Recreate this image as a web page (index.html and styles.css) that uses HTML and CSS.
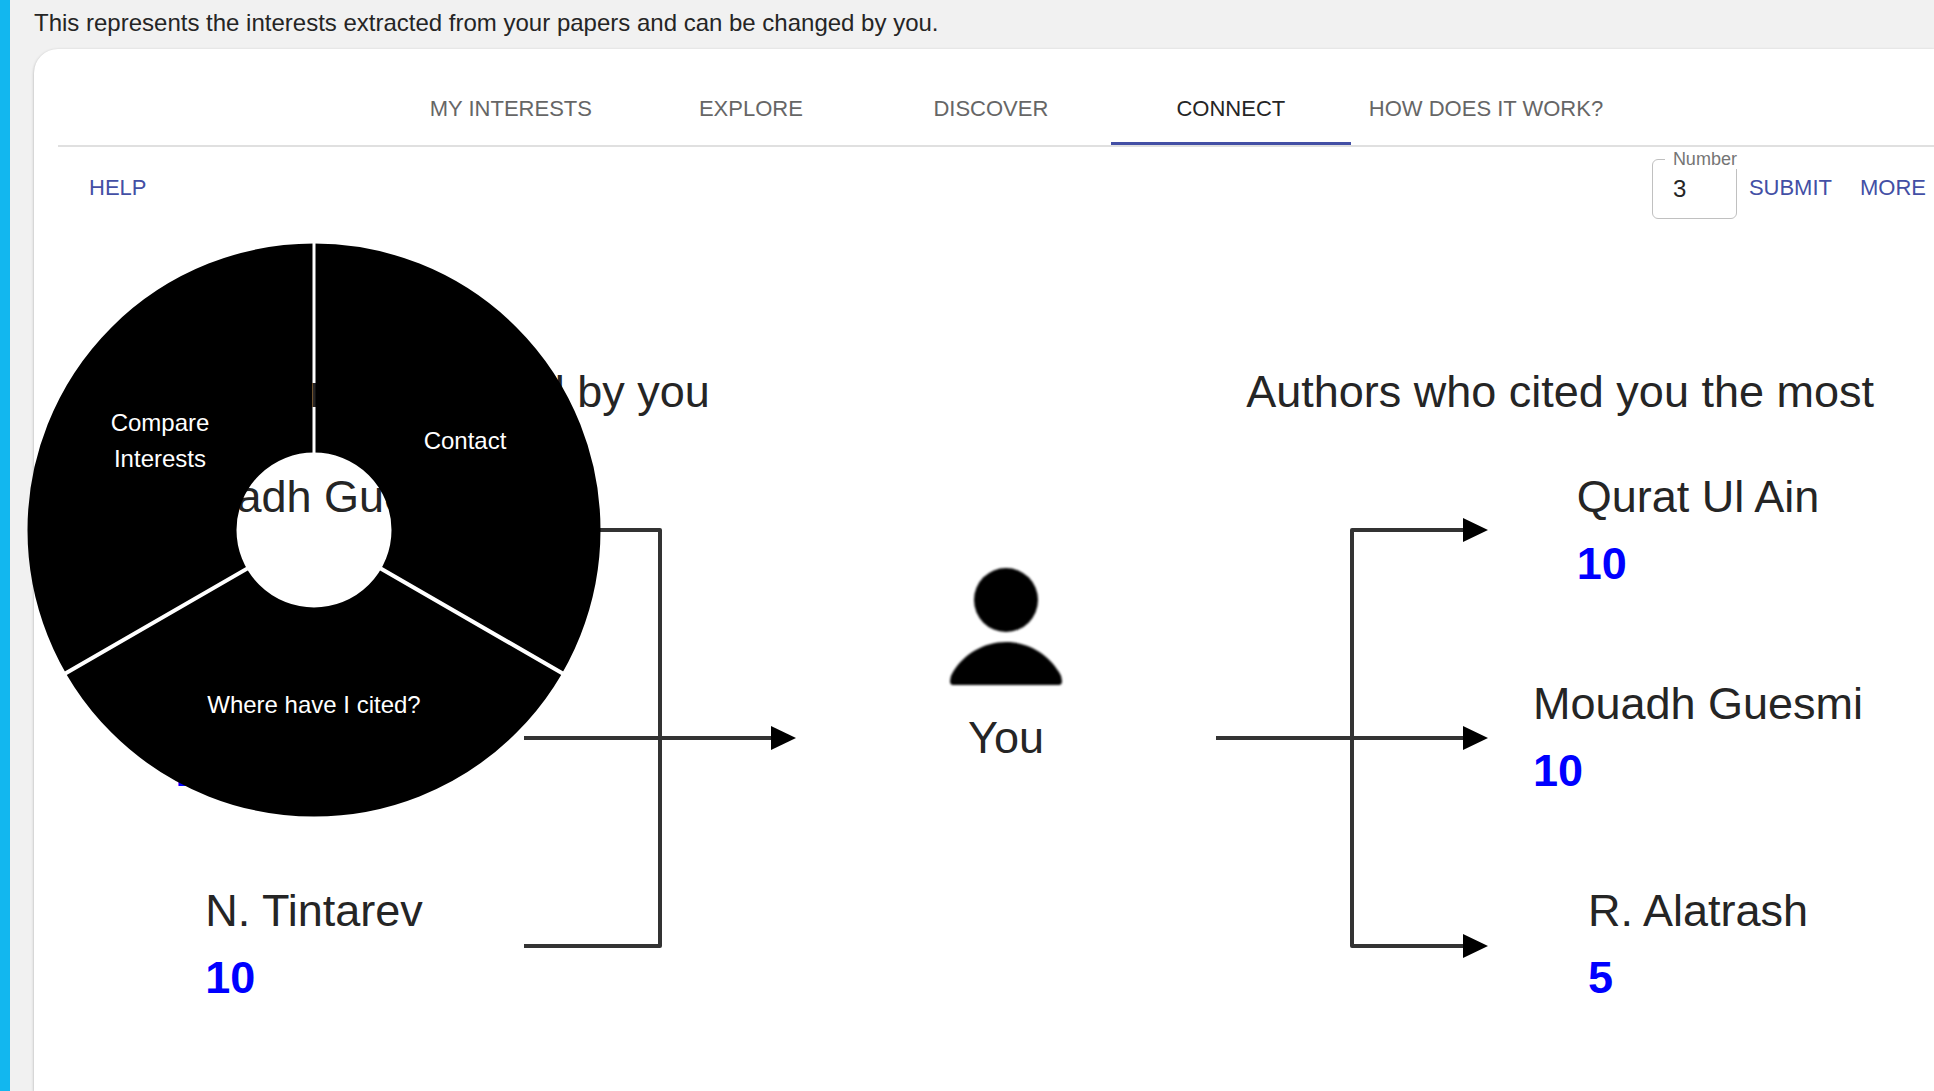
FILE: index.html
```html
<!DOCTYPE html>
<html lang="en">
<head>
<meta charset="utf-8">
<title>Connect</title>
<link rel="stylesheet" href="styles.css">
</head>
<body>
<main class="page">
  <p class="intro">This represents the interests extracted from your papers and can be changed by you.</p>
  <section class="card">
    <nav class="tabs" role="tablist">
      <button class="tab" role="tab">MY INTERESTS</button>
      <button class="tab" role="tab">EXPLORE</button>
      <button class="tab" role="tab">DISCOVER</button>
      <button class="tab tab-active" role="tab" aria-selected="true">CONNECT</button>
      <button class="tab" role="tab">HOW DOES IT WORK?</button>
    </nav>
    <div class="toolbar">
      <button class="action">HELP</button>
      <div class="toolbar-right">
        <div class="field">
          <label class="field-label" for="number">Number</label>
          <input class="field-input" id="number" type="text" inputmode="numeric" value="3">
        </div>
        <div class="actions">
          <button class="action">SUBMIT</button>
          <button class="action">MORE</button>
        </div>
      </div>
    </div>
    <div class="titles">
      <h2 class="title">Authors most cited by you</h2>
      <h2 class="title">Authors who cited you the most</h2>
    </div>
    <div class="network">
      <div class="authors">
        <div class="author">
          <span>Mouadh Guesmi</span>
          <strong class="count">10</strong>
          <div class="menu">
            <svg class="menu-disc" viewBox="0 0 574 574" aria-hidden="true">
              <defs>
                <mask id="slices">
                  <circle cx="287" cy="287" r="182" fill="none" stroke="#fff" stroke-width="209"/>
                  <path d="M287 287V0" stroke="#000" stroke-width="3"/>
                  <path d="M287 287L547 437M287 287L27 437" stroke="#000" stroke-width="4"/>
                </mask>
              </defs>
              <rect width="574" height="574" mask="url(#slices)"/>
            </svg>
            <button class="menu-item menu-compare">Compare<br>Interests</button>
            <button class="menu-item menu-contact">Contact</button>
            <button class="menu-item menu-cited">Where have I cited?</button>
          </div>
        </div>
        <div class="author"><span>P. Brusilovsky</span><strong class="count">10</strong></div>
        <div class="author"><span>N. Tintarev</span><strong class="count">10</strong></div>
      </div>
      <svg class="edges" viewBox="0 0 272 550" aria-hidden="true">
        <path class="edge" d="M0 67H136V483H0M0 275H250"/>
        <path d="M247 263L272 275L247 287Z"/>
      </svg>
      <div class="you">
        <svg class="person" viewBox="0 0 120 124" aria-hidden="true">
          <circle cx="60" cy="34" r="32"/>
          <path d="M7 119Q4 119 4 115Q4 110 7 106C18 88 38 76 60 76S102 88 113 106Q116 110 116 115Q116 119 113 119Z"/>
        </svg>
        <span>You</span>
      </div>
      <svg class="edges" viewBox="0 0 272 550" aria-hidden="true">
        <path class="edge" d="M250 67H136V483H250M0 275H250"/>
        <path d="M247 55L272 67L247 79ZM247 263L272 275L247 287ZM247 471L272 483L247 495Z"/>
      </svg>
      <div class="authors">
        <div class="author"><span>Qurat Ul Ain</span><strong class="count">10</strong></div>
        <div class="author"><span>Mouadh Guesmi</span><strong class="count">10</strong></div>
        <div class="author"><span>R. Alatrash</span><strong class="count">5</strong></div>
      </div>
    </div>
  </section>
</main>
</body>
</html>
```
FILE: styles.css
```css
* { box-sizing: border-box; }

body {
  margin: 0;
  background: #f1f1f1;
  color: #252525;
  font-family: "Liberation Sans", Arial, sans-serif;
  overflow-x: hidden;
}

button {
  border: 0;
  background: none;
  font: inherit;
  cursor: pointer;
}

.page {
  display: flex;
  flex-direction: column;
  min-height: 100vh;
  padding: 5px 0 0 24px;
  border-left: 10px solid #12b7ef;
}

.intro {
  margin: 0 0 8px;
  font-size: 24px;
  line-height: 36px;
}

.card {
  flex: 1;
  padding: 24px 0 72px 24px;
  border-radius: 24px 0 0 0;
  background: #fff;
  box-shadow: 0 1px 3px rgba(0, 0, 0, 0.3);
}

.tabs {
  display: flex;
  justify-content: center;
  padding-left: 20px;
  border-bottom: 2px solid #e0e0e0;
}

.tab {
  min-width: 240px;
  height: 72px;
  padding: 0 18px;
  border-top: 3px solid transparent;
  border-bottom: 3px solid transparent;
  color: #666;
  font-size: 22px;
}

.tab-active {
  border-bottom-color: #434fa5;
  color: #252525;
}

.toolbar {
  display: flex;
  justify-content: space-between;
  align-items: flex-start;
  padding: 12px 0 0 23px;
}

.toolbar-right {
  display: flex;
  gap: 4px;
}

.actions {
  display: flex;
  align-items: flex-start;
  gap: 12px;
}

.action {
  height: 58px;
  padding: 0 8px;
  color: #434fa5;
  font-size: 22px;
}

.field { position: relative; }

.field-input {
  display: block;
  width: 85px;
  height: 60px;
  padding: 0 20px;
  border: 1px solid #c0c0c0;
  border-radius: 6px;
  background: #fff;
  color: #252525;
  font: inherit;
  font-size: 24px;
}

.field-label {
  position: absolute;
  top: -10px;
  left: 13px;
  padding-left: 8px;
  background: #fff;
  color: #757575;
  font-size: 18px;
  line-height: 20px;
}

.titles {
  display: flex;
  justify-content: space-between;
  padding: 139px 60px 38px 134px;
}

.title,
.network {
  margin: 0;
  font-size: 45px;
  font-weight: 400;
  line-height: 67px;
}

.network {
  display: grid;
  grid-template-columns: repeat(5, 1fr);
  justify-items: center;
  padding: 0 63px 0 83px;
}

.authors {
  display: flex;
  flex-direction: column;
  align-items: center;
  gap: 73px;
}

.author {
  position: relative;
  display: flex;
  flex-direction: column;
  white-space: nowrap;
}

.count { color: #00f; }

.edges {
  width: 272px;
  height: 550px;
}

.edge {
  fill: none;
  stroke: #333;
  stroke-width: 4;
  stroke-linejoin: round;
}

.you {
  display: flex;
  flex-direction: column;
  align-items: center;
  gap: 14px;
  padding-top: 103px;
}

.person {
  width: 120px;
  height: 124px;
  filter: blur(1px);
}

/* Radial menu opened on the first author */
.menu {
  position: absolute;
  top: 50%;
  left: 50%;
  z-index: 1;
  width: 574px;
  height: 574px;
  transform: translate(-50%, -50%);
}

.menu-disc { display: block; }

.menu-item {
  position: absolute;
  width: 240px;
  padding: 0;
  color: #fff;
  font-size: 24px;
  line-height: 36px;
}

.menu-compare {
  top: 162px;
  left: 13px;
}

.menu-contact {
  top: 180px;
  right: 16px;
}

.menu-cited {
  top: 444px;
  left: 167px;
}
```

————

▶ [SET PROBLEM]
Print the whole listing above once more, word for word, without its pictures.

▶ [ANSWER BELOW]
Recreate this image as a web page (index.html and styles.css) that uses HTML and CSS.
FILE: index.html
```html
<!DOCTYPE html>
<html lang="en">
<head>
<meta charset="utf-8">
<title>Connect</title>
<link rel="stylesheet" href="styles.css">
</head>
<body>
<main class="page">
  <p class="intro">This represents the interests extracted from your papers and can be changed by you.</p>
  <section class="card">
    <nav class="tabs" role="tablist">
      <button class="tab" role="tab">MY INTERESTS</button>
      <button class="tab" role="tab">EXPLORE</button>
      <button class="tab" role="tab">DISCOVER</button>
      <button class="tab tab-active" role="tab" aria-selected="true">CONNECT</button>
      <button class="tab" role="tab">HOW DOES IT WORK?</button>
    </nav>
    <div class="toolbar">
      <button class="action">HELP</button>
      <div class="toolbar-right">
        <div class="field">
          <label class="field-label" for="number">Number</label>
          <input class="field-input" id="number" type="text" inputmode="numeric" value="3">
        </div>
        <div class="actions">
          <button class="action">SUBMIT</button>
          <button class="action">MORE</button>
        </div>
      </div>
    </div>
    <div class="titles">
      <h2 class="title">Authors most cited by you</h2>
      <h2 class="title">Authors who cited you the most</h2>
    </div>
    <div class="network">
      <div class="authors">
        <div class="author">
          <span>Mouadh Guesmi</span>
          <strong class="count">10</strong>
          <div class="menu">
            <svg class="menu-disc" viewBox="0 0 574 574" aria-hidden="true">
              <defs>
                <mask id="slices">
                  <circle cx="287" cy="287" r="182" fill="none" stroke="#fff" stroke-width="209"/>
                  <path d="M287 287V0" stroke="#000" stroke-width="3"/>
                  <path d="M287 287L547 437M287 287L27 437" stroke="#000" stroke-width="4"/>
                </mask>
              </defs>
              <rect width="574" height="574" mask="url(#slices)"/>
            </svg>
            <button class="menu-item menu-compare">Compare<br>Interests</button>
            <button class="menu-item menu-contact">Contact</button>
            <button class="menu-item menu-cited">Where have I cited?</button>
          </div>
        </div>
        <div class="author"><span>P. Brusilovsky</span><strong class="count">10</strong></div>
        <div class="author"><span>N. Tintarev</span><strong class="count">10</strong></div>
      </div>
      <svg class="edges" viewBox="0 0 272 550" aria-hidden="true">
        <path class="edge" d="M0 67H136V483H0M0 275H250"/>
        <path d="M247 263L272 275L247 287Z"/>
      </svg>
      <div class="you">
        <svg class="person" viewBox="0 0 120 124" aria-hidden="true">
          <circle cx="60" cy="34" r="32"/>
          <path d="M7 119Q4 119 4 115Q4 110 7 106C18 88 38 76 60 76S102 88 113 106Q116 110 116 115Q116 119 113 119Z"/>
        </svg>
        <span>You</span>
      </div>
      <svg class="edges" viewBox="0 0 272 550" aria-hidden="true">
        <path class="edge" d="M250 67H136V483H250M0 275H250"/>
        <path d="M247 55L272 67L247 79ZM247 263L272 275L247 287ZM247 471L272 483L247 495Z"/>
      </svg>
      <div class="authors">
        <div class="author"><span>Qurat Ul Ain</span><strong class="count">10</strong></div>
        <div class="author"><span>Mouadh Guesmi</span><strong class="count">10</strong></div>
        <div class="author"><span>R. Alatrash</span><strong class="count">5</strong></div>
      </div>
    </div>
  </section>
</main>
</body>
</html>
```
FILE: styles.css
```css
* { box-sizing: border-box; }

body {
  margin: 0;
  background: #f1f1f1;
  color: #252525;
  font-family: "Liberation Sans", Arial, sans-serif;
  overflow-x: hidden;
}

button {
  border: 0;
  background: none;
  font: inherit;
  cursor: pointer;
}

.page {
  display: flex;
  flex-direction: column;
  min-height: 100vh;
  padding: 5px 0 0 24px;
  border-left: 10px solid #12b7ef;
}

.intro {
  margin: 0 0 8px;
  font-size: 24px;
  line-height: 36px;
}

.card {
  flex: 1;
  padding: 24px 0 72px 24px;
  border-radius: 24px 0 0 0;
  background: #fff;
  box-shadow: 0 1px 3px rgba(0, 0, 0, 0.3);
}

.tabs {
  display: flex;
  justify-content: center;
  padding-left: 20px;
  border-bottom: 2px solid #e0e0e0;
}

.tab {
  min-width: 240px;
  height: 72px;
  padding: 0 18px;
  border-top: 3px solid transparent;
  border-bottom: 3px solid transparent;
  color: #666;
  font-size: 22px;
}

.tab-active {
  border-bottom-color: #434fa5;
  color: #252525;
}

.toolbar {
  display: flex;
  justify-content: space-between;
  align-items: flex-start;
  padding: 12px 0 0 23px;
}

.toolbar-right {
  display: flex;
  gap: 4px;
}

.actions {
  display: flex;
  align-items: flex-start;
  gap: 12px;
}

.action {
  height: 58px;
  padding: 0 8px;
  color: #434fa5;
  font-size: 22px;
}

.field { position: relative; }

.field-input {
  display: block;
  width: 85px;
  height: 60px;
  padding: 0 20px;
  border: 1px solid #c0c0c0;
  border-radius: 6px;
  background: #fff;
  color: #252525;
  font: inherit;
  font-size: 24px;
}

.field-label {
  position: absolute;
  top: -10px;
  left: 13px;
  padding-left: 8px;
  background: #fff;
  color: #757575;
  font-size: 18px;
  line-height: 20px;
}

.titles {
  display: flex;
  justify-content: space-between;
  padding: 139px 60px 38px 134px;
}

.title,
.network {
  margin: 0;
  font-size: 45px;
  font-weight: 400;
  line-height: 67px;
}

.network {
  display: grid;
  grid-template-columns: repeat(5, 1fr);
  justify-items: center;
  padding: 0 63px 0 83px;
}

.authors {
  display: flex;
  flex-direction: column;
  align-items: center;
  gap: 73px;
}

.author {
  position: relative;
  display: flex;
  flex-direction: column;
  white-space: nowrap;
}

.count { color: #00f; }

.edges {
  width: 272px;
  height: 550px;
}

.edge {
  fill: none;
  stroke: #333;
  stroke-width: 4;
  stroke-linejoin: round;
}

.you {
  display: flex;
  flex-direction: column;
  align-items: center;
  gap: 14px;
  padding-top: 103px;
}

.person {
  width: 120px;
  height: 124px;
  filter: blur(1px);
}

/* Radial menu opened on the first author */
.menu {
  position: absolute;
  top: 50%;
  left: 50%;
  z-index: 1;
  width: 574px;
  height: 574px;
  transform: translate(-50%, -50%);
}

.menu-disc { display: block; }

.menu-item {
  position: absolute;
  width: 240px;
  padding: 0;
  color: #fff;
  font-size: 24px;
  line-height: 36px;
}

.menu-compare {
  top: 162px;
  left: 13px;
}

.menu-contact {
  top: 180px;
  right: 16px;
}

.menu-cited {
  top: 444px;
  left: 167px;
}
```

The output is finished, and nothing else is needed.